Netflix has 193 million subscribers, and every single one of them hears the exact same thing any time they watch an original program from the streaming site. It’s that signature “ta-dum” that plays before any Netflix production. A lot of work went into crafting the perfect sound logo, one that in a few short years has become among the most recognizable in the world. But a new podcast about its creation reveals it was almost very different. Netflix also considered using a goat’s bleat instead.
The 100th episode of the Twenty Thousand Hertz podcast took a deep dive into Netflix’s opening sound (which we first heard about at THR). Host Dallas Taylor spoke with Netflix VP of Product Todd Yellin, Brand Design Lead Tanya Kumar, musician Charlie Campagna, and Oscar-winning sound designer Lon Bender about the site’s decision to create their own sound logo. The result of the process is the now-iconic “ta-dum,” created in 2015. It might be brief, but it combines some very different noises. That simple “ta-dum” includes Bender knocking his wedding ring against a wood cabinet, a slowed-down anvil, muted hits, and a “blossom of reversed guitar.”

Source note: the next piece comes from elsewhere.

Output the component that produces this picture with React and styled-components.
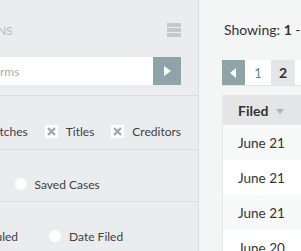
import React from "react";
import styled, { createGlobalStyle } from "styled-components";

const GlobalStyle = createGlobalStyle`
  html, body {
    margin: 0;
    padding: 0;
    overflow: hidden;
  }
  body {
    font-family: "Lato", "Open Sans", sans-serif;
    color: #333333;
  }
  * {
    box-sizing: border-box;
  }
`;

const Page = styled.div`
  display: flex;
  width: 100%;
  height: 251px;
  overflow: hidden;
  background: #f4f5f5;
`;

const Sidebar = styled.aside`
  flex: 0 0 199px;
  display: flex;
  flex-direction: column;
  align-items: flex-end;
  overflow: hidden;
  background: #ebecee;
  border-right: 1px solid #dcdde0;
`;

const SidebarInner = styled.div`
  width: 300px;
  flex: 0 0 auto;
  display: flex;
  flex-direction: column;
`;

const Section = styled.div`
  padding: ${(p) => p.$pad || "28px 17px 11px"};
  border-bottom: ${(p) => (p.$last ? "none" : "1px solid #dcdde0")};
`;

const TitleRow = styled.div`
  display: flex;
  align-items: center;
  justify-content: space-between;
  height: 16px;
`;

const Title = styled.h2`
  margin: 0;
  font-size: 11.5px;
  font-weight: 400;
  letter-spacing: 0;
  text-transform: uppercase;
  color: #b6b8ba;
`;

const MenuButton = styled.button`
  display: flex;
  padding: 0;
  border: 0;
  background: none;
`;

const SearchRow = styled.form`
  display: flex;
  height: 28px;
  margin-top: 19px;
`;

const SearchInput = styled.input`
  flex: 1;
  min-width: 0;
  height: 28px;
  border: 0;
  padding: 0 0 0 6px;
  font-family: inherit;
  font-size: 12px;
  background: #ffffff;
  outline: none;

  &::placeholder {
    color: #a9abad;
  }
`;

const SearchButton = styled.button`
  flex: 0 0 28px;
  display: flex;
  align-items: center;
  justify-content: center;
  border: 0;
  padding: 0;
  background: #8fa4a9;
`;

const OptionRow = styled.div`
  display: flex;
  align-items: center;
  justify-content: ${(p) => (p.$end ? "flex-end" : "flex-start")};
  gap: ${(p) => p.$gap || 17}px;
  height: ${(p) => p.$h || 13}px;
`;

const Option = styled.label`
  display: flex;
  align-items: center;
  gap: 8px;
  font-size: 12px;
  color: #3f4042;
  white-space: nowrap;
`;

const CheckBox = styled.span`
  display: flex;
  align-items: center;
  justify-content: center;
  width: 13px;
  height: 13px;
  background: #ffffff;
`;

const Radio = styled.span`
  width: 12px;
  height: 12px;
  border-radius: 50%;
  background: #ffffff;
`;

const Main = styled.main`
  flex: 1;
  min-width: 0;
  overflow: hidden;
  padding: 20px 0 0 23px;
`;

const Showing = styled.div`
  height: 20px;
  line-height: 20px;
  padding-left: 2px;
  font-size: 14px;
  color: #333333;
  white-space: nowrap;

  b {
    font-weight: 700;
  }
`;

const Pager = styled.div`
  display: flex;
  width: 400px;
  height: 26px;
  margin-top: 20px;
  background: #ffffff;
  border-bottom: 1px solid #e1e3e4;
`;

const PageCell = styled.button`
  flex: 0 0 ${(p) => p.$w || 24}px;
  display: flex;
  align-items: center;
  justify-content: center;
  height: 25px;
  border: 0;
  padding: 0;
  font-family: inherit;
  font-size: ${(p) => (p.$active ? 14 : 13)}px;
  font-weight: ${(p) => (p.$active ? 700 : 400)};
  color: ${(p) => (p.$active ? "#2f3031" : "#5e8790")};
  background: ${(p) => p.$bg || "#ffffff"};
`;

const Table = styled.table`
  width: 500px;
  margin-top: 9px;
  border-collapse: collapse;
  border-left: 1px solid #e4e6e7;
`;

const HeadCell = styled.th`
  height: 30px;
  padding: 0 0 0 15px;
  text-align: left;
  font-size: 14px;
  font-weight: 700;
  color: #333333;
  background: #e3e5e7;
`;

const SortArrow = styled.span`
  display: inline-block;
  margin-left: 8px;
  vertical-align: middle;
  border-left: 4px solid transparent;
  border-right: 4px solid transparent;
  border-top: 5px solid #a8b5b9;
`;

const Row = styled.tr`
  background: ${(p) => (p.$odd ? "#f8f9f9" : "#ffffff")};
`;

const Cell = styled.td`
  height: 35px;
  padding: 0 0 0 15px;
  font-size: 13.5px;
  color: #333333;
`;

const MenuIcon = () => (
  <svg width="14" height="14" viewBox="0 0 14 14">
    <rect x="0" y="0" width="14" height="4" fill="#c6c8ca" />
    <rect x="0" y="5" width="14" height="4" fill="#c6c8ca" />
    <rect x="0" y="10" width="14" height="4" fill="#c6c8ca" />
  </svg>
);

const XMark = () => (
  <svg width="9" height="9" viewBox="0 0 9 9">
    <path d="M1 1 L8 8 M8 1 L1 8" stroke="#99abb0" strokeWidth="2.4" />
  </svg>
);

const Triangle = ({ dir }) => (
  <svg width="7" height="10" viewBox="0 0 7 10">
    {dir === "left" ? (
      <path d="M6 0 L6 10 L0 5 Z" fill="#ffffff" />
    ) : (
      <path d="M0 0 L0 10 L7 5 Z" fill="#ffffff" />
    )}
  </svg>
);

const dates = ["June 21", "June 21", "June 21", "June 20", "June 20"];

const App = () => {
  return (
    <>
      <GlobalStyle />
      <Page>
        <Sidebar>
          <SidebarInner>
            <Section $pad="22px 17px 10px">
              <TitleRow>
                <Title>Search Options</Title>
                <MenuButton aria-label="Menu">
                  <MenuIcon />
                </MenuButton>
              </TitleRow>
              <SearchRow onSubmit={(e) => e.preventDefault()}>
                <SearchInput placeholder="Enter search terms" />
                <SearchButton aria-label="Search">
                  <Triangle dir="right" />
                </SearchButton>
              </SearchRow>
            </Section>
            <Section $pad="29px 17px 11px">
              <OptionRow $end>
                <Option>
                  <CheckBox>
                    <XMark />
                  </CheckBox>
                  Exact Matches
                </Option>
                <Option>
                  <CheckBox>
                    <XMark />
                  </CheckBox>
                  Titles
                </Option>
                <Option>
                  <CheckBox>
                    <XMark />
                  </CheckBox>
                  Creditors
                </Option>
              </OptionRow>
            </Section>
            <Section $pad="28px 17px 11px">
              <OptionRow $h={12} $gap={32}>
                <Option>
                  <Radio />
                  All Cases
                </Option>
                <Option>
                  <Radio />
                  Saved Cases
                </Option>
              </OptionRow>
            </Section>
            <Section $pad="28px 17px 11px" $last>
              <OptionRow $h={12} $gap={31}>
                <Option>
                  <Radio />
                  Date Scheduled
                </Option>
                <Option>
                  <Radio />
                  Date Filed
                </Option>
              </OptionRow>
            </Section>
          </SidebarInner>
        </Sidebar>
        <Main>
          <Showing>
            Showing: <b>1</b> - <b>25</b> of <b>312</b>
          </Showing>
          <Pager>
            <PageCell $w={23} $bg="#8fa4a9" aria-label="Previous">
              <Triangle dir="left" />
            </PageCell>
            <PageCell $w={26}>1</PageCell>
            <PageCell $w={24} $active $bg="#e4e6e8">
              2
            </PageCell>
            <PageCell $w={24}>3</PageCell>
            <PageCell $w={24}>4</PageCell>
          </Pager>
          <Table>
            <thead>
              <tr>
                <HeadCell>
                  Filed
                  <SortArrow />
                </HeadCell>
                <HeadCell>Case Name</HeadCell>
              </tr>
            </thead>
            <tbody>
              {dates.map((d, i) => (
                <Row key={i} $odd={i % 2 === 0}>
                  <Cell>{d}</Cell>
                  <Cell>Case</Cell>
                </Row>
              ))}
            </tbody>
          </Table>
        </Main>
      </Page>
    </>
  );
};

export default App;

But Netflix also considered other sounds, including underwater bubbles and a goat bleat. And the latter was a real contender. “I liked the sound of the goat. It was funny, quirky and our version of [MGM’s] Leo the Lion,” said Yellin.
As much as he did, though, the brief, twangy sound we know was a hit with focus groups, many of whom didn’t know what the noise was for. When they said the “ta-dum” sounded like something you’d hear before a movie, that made the decision easy. And it’s one Yellin is grateful for now that the sound logo is so popular and influential. “Thank god I didn’t go with the goat,” he said.
The podcast covers a lot more about the history and creation of Netflix’s signature sound. It also talks about the streaming site’s lesser known, newer one. Netflix has a second, much longer sonic logo that plays before its theatrical releases. It was created by little-known composer called Hans Zimmer.
Hiring Hans Zimmer is always a good idea. For the second time, Netflix made the right call not going with a goat.